» REQUIRED WORK: Give the total number of lines with the word "that" in them, and no other words.

━━━━

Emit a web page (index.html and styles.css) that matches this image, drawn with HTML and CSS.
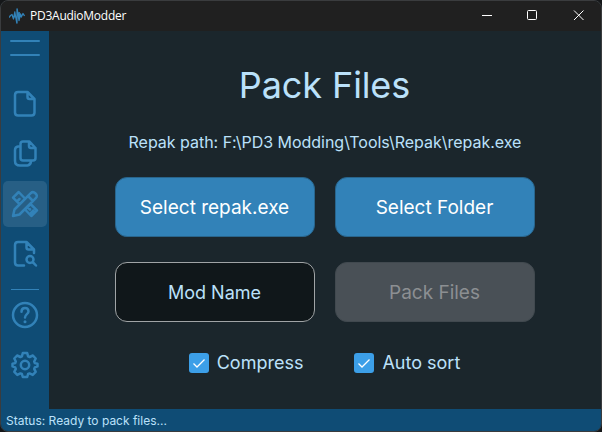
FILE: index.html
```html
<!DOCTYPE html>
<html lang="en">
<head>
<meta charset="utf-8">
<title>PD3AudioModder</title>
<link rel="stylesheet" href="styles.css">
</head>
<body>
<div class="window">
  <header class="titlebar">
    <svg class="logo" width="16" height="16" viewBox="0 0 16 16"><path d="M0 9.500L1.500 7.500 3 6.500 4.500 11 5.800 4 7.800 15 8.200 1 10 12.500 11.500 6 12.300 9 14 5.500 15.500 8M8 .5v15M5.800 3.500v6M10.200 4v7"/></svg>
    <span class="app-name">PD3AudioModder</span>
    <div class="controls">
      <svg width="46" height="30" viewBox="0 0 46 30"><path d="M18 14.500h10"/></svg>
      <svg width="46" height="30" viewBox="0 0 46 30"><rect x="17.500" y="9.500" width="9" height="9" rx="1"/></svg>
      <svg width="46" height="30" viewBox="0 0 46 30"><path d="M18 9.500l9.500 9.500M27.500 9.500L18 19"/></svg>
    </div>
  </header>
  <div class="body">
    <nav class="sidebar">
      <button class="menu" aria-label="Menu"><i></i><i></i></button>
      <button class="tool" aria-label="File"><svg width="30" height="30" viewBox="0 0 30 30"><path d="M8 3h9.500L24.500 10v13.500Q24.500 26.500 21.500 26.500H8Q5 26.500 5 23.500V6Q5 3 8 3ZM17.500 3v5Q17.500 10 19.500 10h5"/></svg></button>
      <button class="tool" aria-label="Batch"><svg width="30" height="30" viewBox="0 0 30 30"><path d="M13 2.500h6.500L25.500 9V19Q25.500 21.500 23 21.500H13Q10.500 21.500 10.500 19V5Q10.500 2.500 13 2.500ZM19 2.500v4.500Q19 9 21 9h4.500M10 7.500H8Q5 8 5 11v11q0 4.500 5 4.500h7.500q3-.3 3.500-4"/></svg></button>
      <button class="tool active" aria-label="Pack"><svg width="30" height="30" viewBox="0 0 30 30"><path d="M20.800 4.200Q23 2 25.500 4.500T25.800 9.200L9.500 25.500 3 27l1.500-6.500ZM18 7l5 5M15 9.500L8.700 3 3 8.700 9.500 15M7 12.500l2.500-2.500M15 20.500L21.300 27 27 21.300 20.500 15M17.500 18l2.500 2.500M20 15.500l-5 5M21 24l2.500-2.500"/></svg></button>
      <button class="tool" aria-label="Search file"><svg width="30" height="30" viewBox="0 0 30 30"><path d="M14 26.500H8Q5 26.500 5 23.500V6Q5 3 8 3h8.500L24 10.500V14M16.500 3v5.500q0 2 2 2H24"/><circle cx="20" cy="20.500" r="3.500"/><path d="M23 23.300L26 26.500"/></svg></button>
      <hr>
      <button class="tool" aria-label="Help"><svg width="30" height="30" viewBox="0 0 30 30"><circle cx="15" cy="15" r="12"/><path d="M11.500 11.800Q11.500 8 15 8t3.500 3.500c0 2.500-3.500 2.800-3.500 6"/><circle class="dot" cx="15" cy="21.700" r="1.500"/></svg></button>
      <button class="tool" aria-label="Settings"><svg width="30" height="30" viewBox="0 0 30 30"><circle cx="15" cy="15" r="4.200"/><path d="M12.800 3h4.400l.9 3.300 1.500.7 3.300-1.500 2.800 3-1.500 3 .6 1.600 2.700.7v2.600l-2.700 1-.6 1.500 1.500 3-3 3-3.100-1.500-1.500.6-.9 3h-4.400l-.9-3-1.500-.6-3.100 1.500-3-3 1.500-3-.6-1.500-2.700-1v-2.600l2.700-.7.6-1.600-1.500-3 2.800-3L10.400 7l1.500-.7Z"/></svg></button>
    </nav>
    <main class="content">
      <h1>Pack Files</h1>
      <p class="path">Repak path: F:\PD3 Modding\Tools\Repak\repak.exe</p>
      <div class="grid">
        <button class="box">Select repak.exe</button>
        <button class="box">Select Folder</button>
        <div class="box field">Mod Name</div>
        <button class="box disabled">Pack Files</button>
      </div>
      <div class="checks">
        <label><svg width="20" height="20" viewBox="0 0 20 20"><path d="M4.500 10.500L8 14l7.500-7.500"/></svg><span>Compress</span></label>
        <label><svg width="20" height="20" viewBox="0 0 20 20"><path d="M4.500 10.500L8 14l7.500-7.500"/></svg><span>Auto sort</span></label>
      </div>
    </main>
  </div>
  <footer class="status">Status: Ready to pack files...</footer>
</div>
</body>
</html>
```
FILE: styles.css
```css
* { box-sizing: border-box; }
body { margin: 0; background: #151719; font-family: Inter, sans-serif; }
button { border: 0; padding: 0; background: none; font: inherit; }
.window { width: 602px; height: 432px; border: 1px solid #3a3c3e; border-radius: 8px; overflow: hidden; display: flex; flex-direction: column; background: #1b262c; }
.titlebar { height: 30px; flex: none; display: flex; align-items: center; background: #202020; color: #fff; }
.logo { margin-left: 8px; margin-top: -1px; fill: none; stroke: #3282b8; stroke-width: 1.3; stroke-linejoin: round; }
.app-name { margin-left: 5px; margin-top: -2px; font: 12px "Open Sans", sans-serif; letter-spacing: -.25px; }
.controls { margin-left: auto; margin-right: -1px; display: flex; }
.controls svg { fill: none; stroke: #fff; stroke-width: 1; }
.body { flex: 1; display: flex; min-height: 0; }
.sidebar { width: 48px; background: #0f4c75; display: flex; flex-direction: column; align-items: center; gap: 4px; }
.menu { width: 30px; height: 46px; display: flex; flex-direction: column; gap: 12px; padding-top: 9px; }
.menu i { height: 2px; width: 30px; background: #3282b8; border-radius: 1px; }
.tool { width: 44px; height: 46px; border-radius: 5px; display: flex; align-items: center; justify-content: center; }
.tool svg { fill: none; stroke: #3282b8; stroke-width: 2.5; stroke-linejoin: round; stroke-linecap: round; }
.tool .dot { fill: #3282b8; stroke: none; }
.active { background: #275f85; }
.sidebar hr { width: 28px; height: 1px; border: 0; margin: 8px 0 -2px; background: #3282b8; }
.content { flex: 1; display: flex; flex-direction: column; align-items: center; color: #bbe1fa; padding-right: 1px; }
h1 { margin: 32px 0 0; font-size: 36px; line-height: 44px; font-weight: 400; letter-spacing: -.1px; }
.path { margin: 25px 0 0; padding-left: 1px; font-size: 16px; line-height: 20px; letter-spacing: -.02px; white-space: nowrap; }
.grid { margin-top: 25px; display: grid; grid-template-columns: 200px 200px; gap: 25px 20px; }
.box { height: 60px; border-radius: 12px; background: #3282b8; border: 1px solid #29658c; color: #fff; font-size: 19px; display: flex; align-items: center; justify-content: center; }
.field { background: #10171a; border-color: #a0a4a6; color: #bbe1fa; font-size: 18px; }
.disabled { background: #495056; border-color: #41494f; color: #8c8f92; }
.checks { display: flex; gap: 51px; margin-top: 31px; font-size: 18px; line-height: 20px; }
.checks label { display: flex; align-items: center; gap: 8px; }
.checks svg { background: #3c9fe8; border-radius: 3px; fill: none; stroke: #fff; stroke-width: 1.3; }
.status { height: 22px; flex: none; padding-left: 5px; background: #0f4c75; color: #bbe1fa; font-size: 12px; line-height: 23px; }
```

━━━━

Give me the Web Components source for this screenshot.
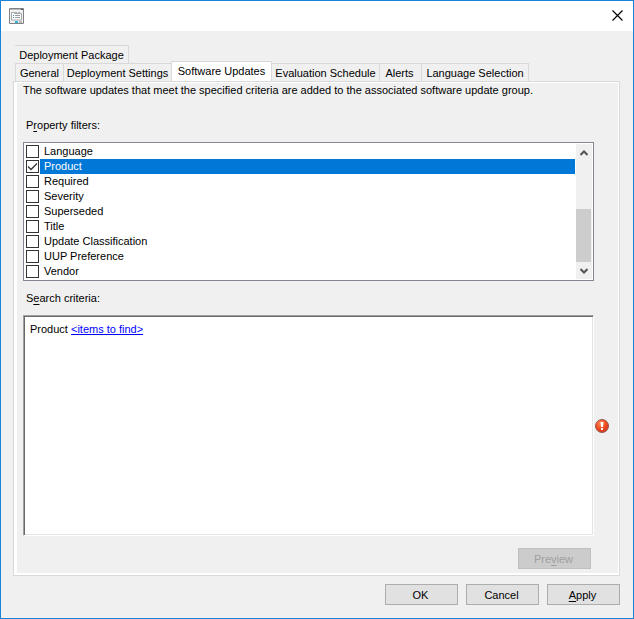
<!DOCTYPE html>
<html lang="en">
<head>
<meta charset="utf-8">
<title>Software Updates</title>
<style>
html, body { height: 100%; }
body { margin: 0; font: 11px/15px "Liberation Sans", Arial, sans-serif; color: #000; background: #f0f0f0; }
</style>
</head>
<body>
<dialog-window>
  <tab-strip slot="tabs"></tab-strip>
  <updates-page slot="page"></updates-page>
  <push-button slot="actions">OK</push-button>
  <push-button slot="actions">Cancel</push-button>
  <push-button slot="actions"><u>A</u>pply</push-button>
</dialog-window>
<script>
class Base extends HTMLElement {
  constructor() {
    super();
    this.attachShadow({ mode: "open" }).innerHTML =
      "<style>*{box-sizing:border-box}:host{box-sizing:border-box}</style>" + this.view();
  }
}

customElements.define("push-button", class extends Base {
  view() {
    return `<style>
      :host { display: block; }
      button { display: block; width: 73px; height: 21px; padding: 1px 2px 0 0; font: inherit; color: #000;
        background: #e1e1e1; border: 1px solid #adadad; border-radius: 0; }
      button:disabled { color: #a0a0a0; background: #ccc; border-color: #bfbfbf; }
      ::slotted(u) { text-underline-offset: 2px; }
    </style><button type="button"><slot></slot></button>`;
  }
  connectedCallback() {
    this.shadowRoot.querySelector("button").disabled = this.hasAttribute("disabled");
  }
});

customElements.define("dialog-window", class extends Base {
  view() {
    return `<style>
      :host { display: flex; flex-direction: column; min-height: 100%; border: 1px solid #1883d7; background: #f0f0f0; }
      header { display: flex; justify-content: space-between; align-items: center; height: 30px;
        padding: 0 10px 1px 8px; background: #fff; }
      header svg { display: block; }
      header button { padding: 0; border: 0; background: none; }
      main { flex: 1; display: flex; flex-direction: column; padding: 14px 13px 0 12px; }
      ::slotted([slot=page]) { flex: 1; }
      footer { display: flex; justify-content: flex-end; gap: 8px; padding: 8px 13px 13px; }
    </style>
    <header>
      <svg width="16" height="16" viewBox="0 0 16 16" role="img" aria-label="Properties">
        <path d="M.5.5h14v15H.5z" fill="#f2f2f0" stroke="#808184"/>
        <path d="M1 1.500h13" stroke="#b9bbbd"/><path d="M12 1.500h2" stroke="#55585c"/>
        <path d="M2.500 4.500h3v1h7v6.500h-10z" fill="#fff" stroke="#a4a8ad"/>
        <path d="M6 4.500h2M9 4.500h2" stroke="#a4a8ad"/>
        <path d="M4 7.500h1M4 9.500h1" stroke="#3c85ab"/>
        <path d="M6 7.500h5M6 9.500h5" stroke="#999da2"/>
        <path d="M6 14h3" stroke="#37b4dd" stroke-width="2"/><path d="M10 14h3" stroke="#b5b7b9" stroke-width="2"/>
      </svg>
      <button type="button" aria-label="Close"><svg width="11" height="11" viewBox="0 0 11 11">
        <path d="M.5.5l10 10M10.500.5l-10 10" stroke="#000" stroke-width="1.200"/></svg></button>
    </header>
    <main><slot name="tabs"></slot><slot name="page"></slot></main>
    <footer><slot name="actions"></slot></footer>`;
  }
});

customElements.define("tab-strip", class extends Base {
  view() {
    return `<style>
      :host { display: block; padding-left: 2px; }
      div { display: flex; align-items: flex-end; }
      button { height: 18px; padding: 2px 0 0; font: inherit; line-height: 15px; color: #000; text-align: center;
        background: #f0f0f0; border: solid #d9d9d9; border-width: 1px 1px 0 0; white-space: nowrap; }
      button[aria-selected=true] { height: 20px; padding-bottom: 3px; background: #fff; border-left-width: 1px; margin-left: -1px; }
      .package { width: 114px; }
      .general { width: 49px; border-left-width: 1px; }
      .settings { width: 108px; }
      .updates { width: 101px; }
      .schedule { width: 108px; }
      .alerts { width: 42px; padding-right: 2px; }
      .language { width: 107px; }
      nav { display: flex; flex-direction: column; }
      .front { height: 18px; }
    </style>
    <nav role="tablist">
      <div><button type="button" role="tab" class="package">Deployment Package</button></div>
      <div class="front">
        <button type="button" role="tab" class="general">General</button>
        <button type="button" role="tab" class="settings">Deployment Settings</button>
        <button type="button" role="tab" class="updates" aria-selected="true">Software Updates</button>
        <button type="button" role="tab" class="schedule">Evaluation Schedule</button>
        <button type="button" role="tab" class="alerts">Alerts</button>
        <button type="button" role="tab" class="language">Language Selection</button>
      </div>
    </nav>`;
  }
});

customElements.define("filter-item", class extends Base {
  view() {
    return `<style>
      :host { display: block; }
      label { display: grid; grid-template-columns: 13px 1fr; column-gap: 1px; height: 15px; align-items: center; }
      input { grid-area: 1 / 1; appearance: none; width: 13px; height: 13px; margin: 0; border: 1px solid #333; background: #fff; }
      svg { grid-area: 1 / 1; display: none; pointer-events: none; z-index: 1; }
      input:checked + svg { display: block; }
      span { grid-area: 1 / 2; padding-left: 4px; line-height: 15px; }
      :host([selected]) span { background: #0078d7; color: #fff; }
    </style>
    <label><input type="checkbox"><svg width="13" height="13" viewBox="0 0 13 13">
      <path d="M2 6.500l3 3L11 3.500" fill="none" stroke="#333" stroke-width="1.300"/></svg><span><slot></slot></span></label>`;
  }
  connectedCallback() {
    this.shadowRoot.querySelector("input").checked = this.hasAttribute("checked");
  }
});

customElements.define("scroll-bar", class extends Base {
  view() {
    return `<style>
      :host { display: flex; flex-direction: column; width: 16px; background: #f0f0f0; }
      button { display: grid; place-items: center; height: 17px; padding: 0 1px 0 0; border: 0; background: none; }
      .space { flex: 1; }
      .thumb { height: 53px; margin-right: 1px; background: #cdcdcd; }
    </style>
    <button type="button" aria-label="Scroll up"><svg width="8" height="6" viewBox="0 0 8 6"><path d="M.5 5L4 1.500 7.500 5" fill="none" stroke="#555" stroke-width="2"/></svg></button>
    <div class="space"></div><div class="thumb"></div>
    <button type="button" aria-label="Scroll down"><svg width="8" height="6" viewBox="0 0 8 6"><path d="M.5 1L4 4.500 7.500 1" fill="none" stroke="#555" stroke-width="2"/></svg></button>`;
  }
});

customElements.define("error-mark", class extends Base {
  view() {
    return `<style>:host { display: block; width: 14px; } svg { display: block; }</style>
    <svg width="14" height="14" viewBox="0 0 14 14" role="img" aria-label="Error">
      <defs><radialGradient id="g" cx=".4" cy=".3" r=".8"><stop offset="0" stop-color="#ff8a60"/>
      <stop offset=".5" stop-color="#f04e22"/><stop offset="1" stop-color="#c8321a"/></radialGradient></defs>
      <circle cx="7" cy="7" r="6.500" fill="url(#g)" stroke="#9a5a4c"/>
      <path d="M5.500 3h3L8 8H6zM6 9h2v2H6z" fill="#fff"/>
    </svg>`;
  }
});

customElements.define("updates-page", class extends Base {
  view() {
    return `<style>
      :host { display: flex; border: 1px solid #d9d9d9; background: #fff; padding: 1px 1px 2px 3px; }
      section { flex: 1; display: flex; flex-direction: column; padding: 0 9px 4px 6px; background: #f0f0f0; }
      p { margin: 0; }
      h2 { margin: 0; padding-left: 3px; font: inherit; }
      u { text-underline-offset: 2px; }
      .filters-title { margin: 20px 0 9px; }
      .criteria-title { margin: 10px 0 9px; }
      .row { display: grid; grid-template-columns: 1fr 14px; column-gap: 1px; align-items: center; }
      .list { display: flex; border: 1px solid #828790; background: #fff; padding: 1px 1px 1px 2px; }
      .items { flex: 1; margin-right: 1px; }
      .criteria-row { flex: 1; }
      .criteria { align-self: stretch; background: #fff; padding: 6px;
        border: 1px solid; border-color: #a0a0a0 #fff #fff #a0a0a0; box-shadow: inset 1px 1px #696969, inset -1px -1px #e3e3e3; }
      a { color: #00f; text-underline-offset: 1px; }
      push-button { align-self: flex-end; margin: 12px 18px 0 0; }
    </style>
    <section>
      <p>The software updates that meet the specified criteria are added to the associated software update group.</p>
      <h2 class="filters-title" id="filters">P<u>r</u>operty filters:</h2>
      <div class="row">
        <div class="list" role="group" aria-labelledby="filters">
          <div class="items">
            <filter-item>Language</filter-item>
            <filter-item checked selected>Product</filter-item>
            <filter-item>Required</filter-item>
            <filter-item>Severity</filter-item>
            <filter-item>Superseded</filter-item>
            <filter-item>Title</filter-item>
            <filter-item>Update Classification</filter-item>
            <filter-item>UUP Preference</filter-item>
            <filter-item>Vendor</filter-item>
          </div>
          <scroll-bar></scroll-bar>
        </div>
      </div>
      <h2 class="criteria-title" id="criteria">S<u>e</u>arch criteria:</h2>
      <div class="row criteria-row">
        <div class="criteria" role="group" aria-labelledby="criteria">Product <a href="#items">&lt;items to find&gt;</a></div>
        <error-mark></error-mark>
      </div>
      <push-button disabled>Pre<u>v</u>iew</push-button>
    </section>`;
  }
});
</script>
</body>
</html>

━━━━

» RESULT FOR THIS EXERCISE: 2